Brock speaks with burlesque star Melody Sweets.
Las Vegas hasn't yet had the chance to experience the latest creation from Melody Sweets.
The singer and burlesque performer who originally hit the Strip as part of the cast of “Absinthe” at Caesars Palace had been developing a new production when the pandemic struck and shut down live entertainment.
“We were supposed to open on Valentine’s Day and then pushed it back to April, and then COVID hit in March and now we’re just waiting for the Governor to let us know when we can open and get something onstage,” she says on the latest episode of the Sun on the Strip podcast. “We were looking to open at Cleopatra’s Barge at Caesars Palace and are still hoping to do so. I would really love to return to Caesars [because] it would be full circle for me. Cleopatra’s Barge is a stunning room and I really just can’t wait to put my feathers all over that place.”

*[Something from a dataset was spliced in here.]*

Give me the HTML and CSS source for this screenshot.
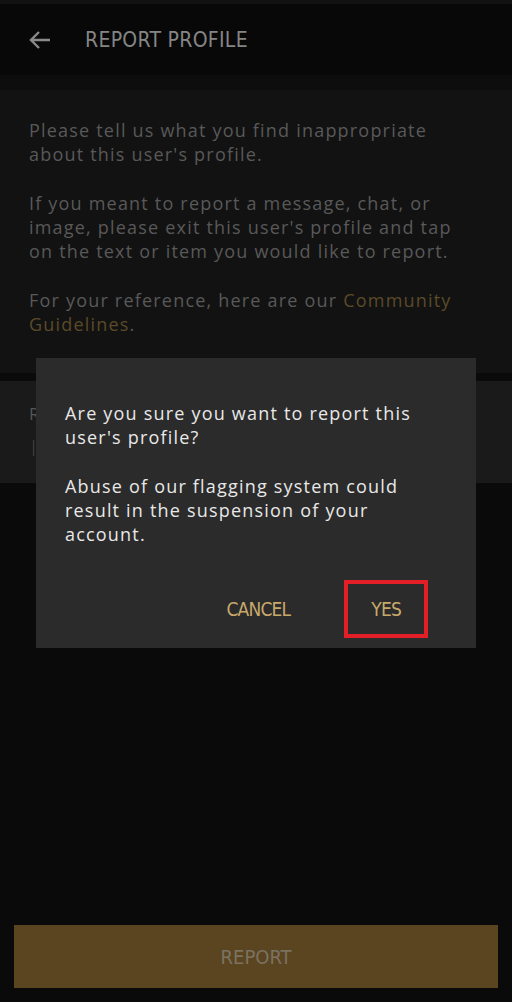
FILE: index.html
```html
<!DOCTYPE html>
<html lang="en">
<head>
    <meta charset="UTF-8">
    <title>Report Profile</title>
    <link rel="stylesheet" href="styles.css">
</head>
<body>

    <div class="page">
        <!--header-->
        <div class="status"></div>
        <div class="topbar">
            <svg class="back" width="24" height="24" viewBox="0 0 24 24">
                <path d="M22 12H3M11 4L3 12L11 20" fill="none" stroke="#8a8a8a" stroke-width="2.4"/>
            </svg>
            <h1>REPORT PROFILE</h1>
        </div>
        <div class="shade"></div>

        <!--intro-->
        <div class="intro">
            <p>Please tell us what you find inappropriate about this user's profile.</p>
            <p>If you meant to report a message, chat, or image, please exit this user's profile and tap on the text or item you would like to report.</p>
            <p>For your reference, here are our <a href="#">Community Guidelines</a>.</p>
        </div>

        <!--reason field-->
        <div class="field">
            <span class="label">Reason</span>
            <span class="cursor">|</span>
        </div>

        <div class="footer">
            <button class="report">REPORT</button>
        </div>
    </div>

    <!--confirm dialog-->
    <div class="dialog">
        <p>Are you sure you want to report this user's profile?</p>
        <p>Abuse of our flagging system could result in the suspension of your account.</p>
        <div class="actions">
            <span class="act">CANCEL</span>
            <span class="act yes">YES</span>
        </div>
    </div>

</body>
</html>
```

FILE: styles.css
```css
/*reset*/
body, p, h1, button {
    margin: 0;
    padding: 0;
}
a {
    text-decoration: none;
}
body {
    background-color: #0a0a0a;
    font-family: "Open Sans", "Noto Sans", sans-serif;
}

/*page*/
.page {
    display: flex;
    flex-direction: column;
    min-height: 1002px;
}
.status {
    height: 4px;
    background-color: #121212;
}
.topbar {
    display: flex;
    align-items: center;
    height: 71px;
    padding-left: 28px;
    background-color: #080808;
}
.topbar .back {
    display: block;
}
.topbar h1 {
    margin-left: 33px;
    color: #858585;
    font-family: "DejaVu Sans", sans-serif;
    font-stretch: condensed;
    font-size: 21px;
    font-weight: normal;
    letter-spacing: 0.3px;
}
.shade {
    height: 15px;
    background-color: #0d0d0d;
}
.intro {
    padding: 28px 42px 36px 29px;
    background-color: #121212;
    color: #595959;
    font-size: 18px;
    line-height: 24.3px;
    letter-spacing: 1.2px;
}
.intro p + p {
    margin-top: 24.3px;
}
.intro a {
    color: #5b4a28;
}
.field {
    display: flex;
    flex-direction: column;
    margin-top: 8px;
    height: 102px;
    padding: 20px 29px 0;
    box-sizing: border-box;
    background-color: #1a1a1a;
    color: #565656;
    font-size: 17px;
    line-height: 26px;
}
.field .cursor {
    margin-top: 6px;
    font-weight: 300;
}
.footer {
    margin-top: auto;
    padding: 0 14px 14px;
}
.report {
    display: block;
    width: 100%;
    height: 63px;
    border: none;
    background-color: #5a4520;
    color: #7b7262;
    font-family: "DejaVu Sans", sans-serif;
    font-stretch: condensed;
    font-size: 20px;
}

/*dialog*/
.dialog {
    position: absolute;
    left: 36px;
    top: 358px;
    width: 440px;
    height: 290px;
    padding: 43px 29px 0;
    box-sizing: border-box;
    background-color: #2b2b2b;
    color: #e8e8e8;
    font-size: 18px;
    line-height: 24.3px;
    letter-spacing: 1.2px;
}
.dialog p + p {
    margin-top: 24.3px;
}
.dialog .actions {
    display: flex;
    justify-content: flex-end;
    align-items: center;
    margin-top: 33px;
    margin-right: 19px;
}
.dialog .act {
    color: #c8a96a;
    font-family: "DejaVu Sans", sans-serif;
    font-stretch: condensed;
    font-size: 19px;
    letter-spacing: -0.8px;
}
.dialog .yes {
    margin-left: 54px;
    padding: 13px 23px;
    border: 4px solid #e41e26;
}
```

Sweet’s producing partners for the new burlesque show are Matt and Angela Stabile, the architects of the “X Burlesque” empire with three female revues at different Caesars Entertainment casino resorts. They also produce Piff the Magic Dragon’s popular show at the Flamingo.
“I’m really looking forward to collaborating with them and putting my show on the stage,” Sweets says. “They definitely have their own style and I will be something different for them. I look forward to seeing how we come together.”
Sweets has been focusing on creating new music during the shutdown — “that and baking a lot of cakes and breads,” she jokes. She’s working on a flirty tune for the holidays — she released the naughty “Santa Maybe” song and video a few years back — and teased a possible collaboration with another Strip headliner to create an album of burlesque-style music.
Like so many of her peers, she’s longing for the stage and the chance to continue her artistic contribution to the local entertainment scene.
“When I first came here, I [felt] like besides a select few others in town, I was kind of like a lone wolf. And I loved that because I felt like I was bringing a different style of burlesque to Las Vegas than what Las Vegas was accustomed to,” Sweets says. “I would bring in different [performers with] different body types, completely different kinds of people, I remember how the audience reacted and would look at each other like, am I allowed to like this? By the end of the act, those people were all on their feet and it definitely showed me Las Vegas really craved authentic burlesque.”